Exclude the pictures and reproduce the remaining data exactly as written.

::::::

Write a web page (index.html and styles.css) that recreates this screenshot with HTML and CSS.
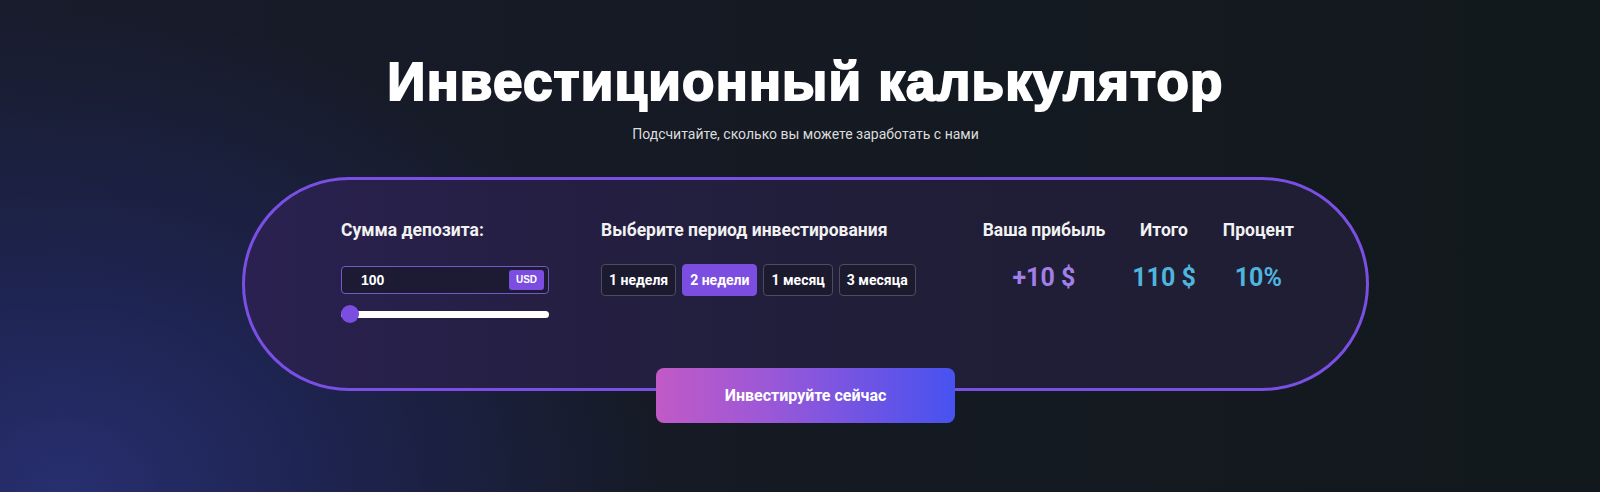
FILE: index.html
```html
<!DOCTYPE html>
<html lang="ru">
<head>
    <meta charset="UTF-8">
    <meta name="viewport" content="width=device-width, initial-scale=1.0">
    <title>Инвестиционный калькулятор</title>
    <link rel="stylesheet" href="styles.css">
</head>
<body>

<div class="page">
    <h1 class="title">Инвестиционный калькулятор</h1>
    <p class="subtitle">Подсчитайте, сколько вы можете заработать с нами</p>

    <div class="calculator">
        <div class="col col-deposit">
            <div class="label">Сумма депозита:</div>
            <div class="amount">
                <input type="text" class="amount-input" value="100">
                <span class="currency">USD</span>
            </div>
            <input type="range" class="slider" min="100" max="10000" value="100">
        </div>

        <div class="col col-period">
            <div class="label">Выберите период инвестирования</div>
            <div class="periods">
                <button class="period">1 неделя</button>
                <button class="period active">2 недели</button>
                <button class="period">1 месяц</button>
                <button class="period">3 месяца</button>
            </div>
        </div>

        <div class="col col-results">
            <div class="result">
                <div class="label">Ваша прибыль</div>
                <div class="value profit">+10 $</div>
            </div>
            <div class="result">
                <div class="label">Итого</div>
                <div class="value">110 $</div>
            </div>
            <div class="result">
                <div class="label">Процент</div>
                <div class="value">10%</div>
            </div>
        </div>
    </div>

    <button class="invest-btn">Инвестируйте сейчас</button>
</div>

</body>
</html>
```

FILE: styles.css
```css
html, body {
    height: 100%;
}
body {
    margin: 0;
    font-family: Roboto, "Liberation Sans", Arial, sans-serif;
    color: #fff;
    background:
        radial-gradient(ellipse 760px 600px at 4% 100%, rgba(40, 48, 115, 0.95) 0%, rgba(32, 38, 92, 0.75) 35%, rgba(24, 28, 60, 0) 80%),
        linear-gradient(90deg, #181c2c 0%, #151a24 40%, #12191c 100%);
    overflow: hidden;
}
.page {
    display: flex;
    flex-direction: column;
    align-items: center;
    padding-left: 11px;
}
.title {
    margin: 52px 0 0;
    font-family: "Liberation Sans", Arial, sans-serif;
    font-size: 53px;
    line-height: 60px;
    font-weight: 700;
    -webkit-text-stroke: 2px #fff;
    letter-spacing: 1.2px;
}
.subtitle {
    margin: 14px 0 0;
    font-size: 14px;
    line-height: 17px;
    color: #dcdcdc;
}

/* calculator card */
.calculator {
    box-sizing: border-box;
    width: 1127px;
    height: 214px;
    margin-top: 34px;
    padding: 40px 0 0 96px;
    display: flex;
    align-items: flex-start;
    border: 3px solid #7a4fe3;
    border-radius: 107px;
    background: linear-gradient(90deg, #2a2150 0%, #241f42 30%, #201e38 60%, #1f1e33 100%);
}
.label {
    font-size: 17.5px;
    line-height: 20px;
    font-weight: 700;
    color: #f2f2f2;
    white-space: nowrap;
}
.col-deposit {
    width: 208px;
}
.col-period {
    margin-left: 52px;
}
.col-results {
    margin-left: 67px;
    display: flex;
    gap: 27px;
}

.amount {
    box-sizing: border-box;
    height: 28px;
    margin-top: 26px;
    display: flex;
    align-items: center;
    justify-content: space-between;
    padding: 0 4px 0 19px;
    border: 1px solid #7258c9;
    border-radius: 4px;
    background: #1d1a33;
}
.amount-input {
    width: 100px;
    padding: 0;
    border: none;
    outline: none;
    background: transparent;
    color: #fff;
    font-family: "Liberation Sans", Arial, sans-serif;
    font-size: 14px;
    font-weight: 700;
}
.currency {
    width: 35px;
    height: 20px;
    line-height: 20px;
    text-align: center;
    border-radius: 3px;
    background: #7b4de0;
    font-family: "Liberation Sans", Arial, sans-serif;
    font-size: 10px;
    font-weight: 700;
}

.slider {
    -webkit-appearance: none;
    appearance: none;
    display: block;
    width: 208px;
    height: 18px;
    margin: 11px 0 0;
    background: transparent;
}
.slider::-webkit-slider-runnable-track {
    height: 7px;
    border-radius: 4px;
    background: #fff;
}
.slider::-webkit-slider-thumb {
    -webkit-appearance: none;
    width: 18px;
    height: 18px;
    margin-top: -5.5px;
    border-radius: 50%;
    background: #7b4de0;
    border: none;
}

.periods {
    display: flex;
    gap: 6px;
    margin-top: 24px;
}
.period {
    height: 32px;
    padding: 0 7px;
    border: 1px solid #4d4b5e;
    border-radius: 4px;
    background: #1c1a2e;
    color: #fff;
    font-family: Roboto, Arial, sans-serif;
    font-size: 14px;
    font-weight: 700;
    cursor: pointer;
}
.period.active {
    background: #7b4de0;
    border-color: #7b4de0;
}

.result {
    display: flex;
    flex-direction: column;
    align-items: center;
}
.value {
    margin-top: 23px;
    font-size: 25px;
    line-height: 29px;
    font-weight: 700;
    color: #4fb4de;
}
.value.profit {
    color: #a27fe8;
}

.invest-btn {
    width: 299px;
    height: 55px;
    margin-top: -23px;
    border: none;
    border-radius: 8px;
    background: linear-gradient(90deg, #c15ac6 0%, #9e58d6 35%, #6f54e4 70%, #4752f0 100%);
    color: #fff;
    font-family: Roboto, Arial, sans-serif;
    font-size: 16px;
    font-weight: 700;
    cursor: pointer;
}
```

::::::

Response to this exercise:
Write a web page (index.html and styles.css) that recreates this screenshot with HTML and CSS.
FILE: index.html
```html
<!DOCTYPE html>
<html lang="ru">
<head>
    <meta charset="UTF-8">
    <meta name="viewport" content="width=device-width, initial-scale=1.0">
    <title>Инвестиционный калькулятор</title>
    <link rel="stylesheet" href="styles.css">
</head>
<body>

<div class="page">
    <h1 class="title">Инвестиционный калькулятор</h1>
    <p class="subtitle">Подсчитайте, сколько вы можете заработать с нами</p>

    <div class="calculator">
        <div class="col col-deposit">
            <div class="label">Сумма депозита:</div>
            <div class="amount">
                <input type="text" class="amount-input" value="100">
                <span class="currency">USD</span>
            </div>
            <input type="range" class="slider" min="100" max="10000" value="100">
        </div>

        <div class="col col-period">
            <div class="label">Выберите период инвестирования</div>
            <div class="periods">
                <button class="period">1 неделя</button>
                <button class="period active">2 недели</button>
                <button class="period">1 месяц</button>
                <button class="period">3 месяца</button>
            </div>
        </div>

        <div class="col col-results">
            <div class="result">
                <div class="label">Ваша прибыль</div>
                <div class="value profit">+10 $</div>
            </div>
            <div class="result">
                <div class="label">Итого</div>
                <div class="value">110 $</div>
            </div>
            <div class="result">
                <div class="label">Процент</div>
                <div class="value">10%</div>
            </div>
        </div>
    </div>

    <button class="invest-btn">Инвестируйте сейчас</button>
</div>

</body>
</html>
```

FILE: styles.css
```css
html, body {
    height: 100%;
}
body {
    margin: 0;
    font-family: Roboto, "Liberation Sans", Arial, sans-serif;
    color: #fff;
    background:
        radial-gradient(ellipse 760px 600px at 4% 100%, rgba(40, 48, 115, 0.95) 0%, rgba(32, 38, 92, 0.75) 35%, rgba(24, 28, 60, 0) 80%),
        linear-gradient(90deg, #181c2c 0%, #151a24 40%, #12191c 100%);
    overflow: hidden;
}
.page {
    display: flex;
    flex-direction: column;
    align-items: center;
    padding-left: 11px;
}
.title {
    margin: 52px 0 0;
    font-family: "Liberation Sans", Arial, sans-serif;
    font-size: 53px;
    line-height: 60px;
    font-weight: 700;
    -webkit-text-stroke: 2px #fff;
    letter-spacing: 1.2px;
}
.subtitle {
    margin: 14px 0 0;
    font-size: 14px;
    line-height: 17px;
    color: #dcdcdc;
}

/* calculator card */
.calculator {
    box-sizing: border-box;
    width: 1127px;
    height: 214px;
    margin-top: 34px;
    padding: 40px 0 0 96px;
    display: flex;
    align-items: flex-start;
    border: 3px solid #7a4fe3;
    border-radius: 107px;
    background: linear-gradient(90deg, #2a2150 0%, #241f42 30%, #201e38 60%, #1f1e33 100%);
}
.label {
    font-size: 17.5px;
    line-height: 20px;
    font-weight: 700;
    color: #f2f2f2;
    white-space: nowrap;
}
.col-deposit {
    width: 208px;
}
.col-period {
    margin-left: 52px;
}
.col-results {
    margin-left: 67px;
    display: flex;
    gap: 27px;
}

.amount {
    box-sizing: border-box;
    height: 28px;
    margin-top: 26px;
    display: flex;
    align-items: center;
    justify-content: space-between;
    padding: 0 4px 0 19px;
    border: 1px solid #7258c9;
    border-radius: 4px;
    background: #1d1a33;
}
.amount-input {
    width: 100px;
    padding: 0;
    border: none;
    outline: none;
    background: transparent;
    color: #fff;
    font-family: "Liberation Sans", Arial, sans-serif;
    font-size: 14px;
    font-weight: 700;
}
.currency {
    width: 35px;
    height: 20px;
    line-height: 20px;
    text-align: center;
    border-radius: 3px;
    background: #7b4de0;
    font-family: "Liberation Sans", Arial, sans-serif;
    font-size: 10px;
    font-weight: 700;
}

.slider {
    -webkit-appearance: none;
    appearance: none;
    display: block;
    width: 208px;
    height: 18px;
    margin: 11px 0 0;
    background: transparent;
}
.slider::-webkit-slider-runnable-track {
    height: 7px;
    border-radius: 4px;
    background: #fff;
}
.slider::-webkit-slider-thumb {
    -webkit-appearance: none;
    width: 18px;
    height: 18px;
    margin-top: -5.5px;
    border-radius: 50%;
    background: #7b4de0;
    border: none;
}

.periods {
    display: flex;
    gap: 6px;
    margin-top: 24px;
}
.period {
    height: 32px;
    padding: 0 7px;
    border: 1px solid #4d4b5e;
    border-radius: 4px;
    background: #1c1a2e;
    color: #fff;
    font-family: Roboto, Arial, sans-serif;
    font-size: 14px;
    font-weight: 700;
    cursor: pointer;
}
.period.active {
    background: #7b4de0;
    border-color: #7b4de0;
}

.result {
    display: flex;
    flex-direction: column;
    align-items: center;
}
.value {
    margin-top: 23px;
    font-size: 25px;
    line-height: 29px;
    font-weight: 700;
    color: #4fb4de;
}
.value.profit {
    color: #a27fe8;
}

.invest-btn {
    width: 299px;
    height: 55px;
    margin-top: -23px;
    border: none;
    border-radius: 8px;
    background: linear-gradient(90deg, #c15ac6 0%, #9e58d6 35%, #6f54e4 70%, #4752f0 100%);
    color: #fff;
    font-family: Roboto, Arial, sans-serif;
    font-size: 16px;
    font-weight: 700;
    cursor: pointer;
}
```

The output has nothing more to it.